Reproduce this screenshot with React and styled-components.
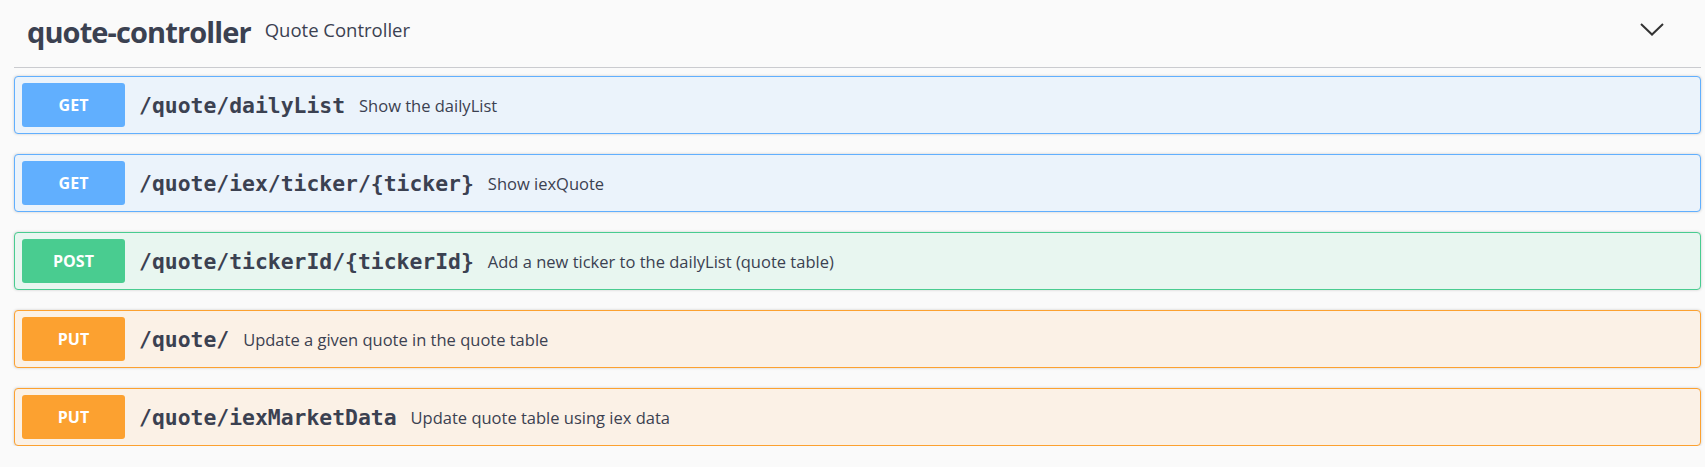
import React from 'react';
import styled, { createGlobalStyle } from 'styled-components';

const GlobalStyle = createGlobalStyle`
  body {
    margin: 0;
    background: #fafafa;
    font-family: "Open Sans", "Noto Sans", sans-serif;
    color: #3b4151;
  }
`;

const methods = {
  get: { color: '#61affe', bg: '#ebf3fb' },
  post: { color: '#49cc90', bg: '#e8f6f0' },
  put: { color: '#fca130', bg: '#fbf1e6' },
};

const operations = [
  { method: 'get', path: '/quote/dailyList', desc: 'Show the dailyList' },
  { method: 'get', path: '/quote/iex/ticker/{ticker}', desc: 'Show iexQuote' },
  { method: 'post', path: '/quote/tickerId/{tickerId}', desc: 'Add a new ticker to the dailyList (quote table)' },
  { method: 'put', path: '/quote/', desc: 'Update a given quote in the quote table' },
  { method: 'put', path: '/quote/iexMarketData', desc: 'Update quote table using iex data' },
];

const App = () => {
  return (
    <>
      <GlobalStyle />
      <Section>
        <TagHeader>
          <TagName>quote-controller</TagName>
          <TagDesc>Quote Controller</TagDesc>
          <Chevron width="24" height="13" viewBox="0 0 24 13">
            <polyline points="1,1 12,11.5 23,1" fill="none" stroke="#333" strokeWidth="2" />
          </Chevron>
        </TagHeader>
        <OpList>
          {operations.map((op, i) => (
            <OpBlock key={i} kind={methods[op.method]}>
              <Method kind={methods[op.method]}>{op.method.toUpperCase()}</Method>
              <Path>{op.path}</Path>
              <Desc>{op.desc}</Desc>
            </OpBlock>
          ))}
        </OpList>
      </Section>
    </>
  );
};

const Section = styled.div`
  padding: 0 4px 0 14px;
`;

const TagHeader = styled.div`
  display: flex;
  align-items: center;
  height: 62px;
  padding: 0 37px 5px 13px;
  border-bottom: 1px solid rgba(59, 65, 81, 0.25);
`;

const TagName = styled.span`
  font-size: 29px;
  font-weight: 700;
  letter-spacing: -0.9px;
  color: #3b4151;
`;

const TagDesc = styled.span`
  font-size: 18.5px;
  margin-left: 14px;
  margin-top: -3px;
  color: #3b4151;
  flex: 1;
`;

const Chevron = styled.svg`
  display: block;
  margin-top: -4px;
`;

const OpList = styled.div`
  display: flex;
  flex-direction: column;
  gap: 20px;
  padding-top: 8px;
`;

const OpBlock = styled.div`
  display: flex;
  align-items: center;
  padding: 6px 7px;
  border: 1px solid ${(p) => p.kind.color};
  border-radius: 4px;
  background: ${(p) => p.kind.bg};
  box-shadow: 0 0 3px rgba(0, 0, 0, 0.19);
`;

const Method = styled.div`
  display: flex;
  align-items: center;
  justify-content: center;
  width: 103px;
  height: 44px;
  border-radius: 3px;
  background: ${(p) => p.kind.color};
  color: #fff;
  font-size: 16px;
  font-weight: 700;
`;

const Path = styled.span`
  margin-left: 14px;
  font-family: "DejaVu Sans Mono", monospace;
  font-size: 21.4px;
  font-weight: 700;
  color: #3b4151;
`;

const Desc = styled.span`
  margin-left: 14px;
  font-size: 16.5px;
  color: #3b4151;
`;

export default App;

────────────────────────────────────────

[Problem details]
Transcribe each line above verbatim, with the pictures left out.

[Answer for the task]
Reproduce this screenshot with React and styled-components.
import React from 'react';
import styled, { createGlobalStyle } from 'styled-components';

const GlobalStyle = createGlobalStyle`
  body {
    margin: 0;
    background: #fafafa;
    font-family: "Open Sans", "Noto Sans", sans-serif;
    color: #3b4151;
  }
`;

const methods = {
  get: { color: '#61affe', bg: '#ebf3fb' },
  post: { color: '#49cc90', bg: '#e8f6f0' },
  put: { color: '#fca130', bg: '#fbf1e6' },
};

const operations = [
  { method: 'get', path: '/quote/dailyList', desc: 'Show the dailyList' },
  { method: 'get', path: '/quote/iex/ticker/{ticker}', desc: 'Show iexQuote' },
  { method: 'post', path: '/quote/tickerId/{tickerId}', desc: 'Add a new ticker to the dailyList (quote table)' },
  { method: 'put', path: '/quote/', desc: 'Update a given quote in the quote table' },
  { method: 'put', path: '/quote/iexMarketData', desc: 'Update quote table using iex data' },
];

const App = () => {
  return (
    <>
      <GlobalStyle />
      <Section>
        <TagHeader>
          <TagName>quote-controller</TagName>
          <TagDesc>Quote Controller</TagDesc>
          <Chevron width="24" height="13" viewBox="0 0 24 13">
            <polyline points="1,1 12,11.5 23,1" fill="none" stroke="#333" strokeWidth="2" />
          </Chevron>
        </TagHeader>
        <OpList>
          {operations.map((op, i) => (
            <OpBlock key={i} kind={methods[op.method]}>
              <Method kind={methods[op.method]}>{op.method.toUpperCase()}</Method>
              <Path>{op.path}</Path>
              <Desc>{op.desc}</Desc>
            </OpBlock>
          ))}
        </OpList>
      </Section>
    </>
  );
};

const Section = styled.div`
  padding: 0 4px 0 14px;
`;

const TagHeader = styled.div`
  display: flex;
  align-items: center;
  height: 62px;
  padding: 0 37px 5px 13px;
  border-bottom: 1px solid rgba(59, 65, 81, 0.25);
`;

const TagName = styled.span`
  font-size: 29px;
  font-weight: 700;
  letter-spacing: -0.9px;
  color: #3b4151;
`;

const TagDesc = styled.span`
  font-size: 18.5px;
  margin-left: 14px;
  margin-top: -3px;
  color: #3b4151;
  flex: 1;
`;

const Chevron = styled.svg`
  display: block;
  margin-top: -4px;
`;

const OpList = styled.div`
  display: flex;
  flex-direction: column;
  gap: 20px;
  padding-top: 8px;
`;

const OpBlock = styled.div`
  display: flex;
  align-items: center;
  padding: 6px 7px;
  border: 1px solid ${(p) => p.kind.color};
  border-radius: 4px;
  background: ${(p) => p.kind.bg};
  box-shadow: 0 0 3px rgba(0, 0, 0, 0.19);
`;

const Method = styled.div`
  display: flex;
  align-items: center;
  justify-content: center;
  width: 103px;
  height: 44px;
  border-radius: 3px;
  background: ${(p) => p.kind.color};
  color: #fff;
  font-size: 16px;
  font-weight: 700;
`;

const Path = styled.span`
  margin-left: 14px;
  font-family: "DejaVu Sans Mono", monospace;
  font-size: 21.4px;
  font-weight: 700;
  color: #3b4151;
`;

const Desc = styled.span`
  margin-left: 14px;
  font-size: 16.5px;
  color: #3b4151;
`;

export default App;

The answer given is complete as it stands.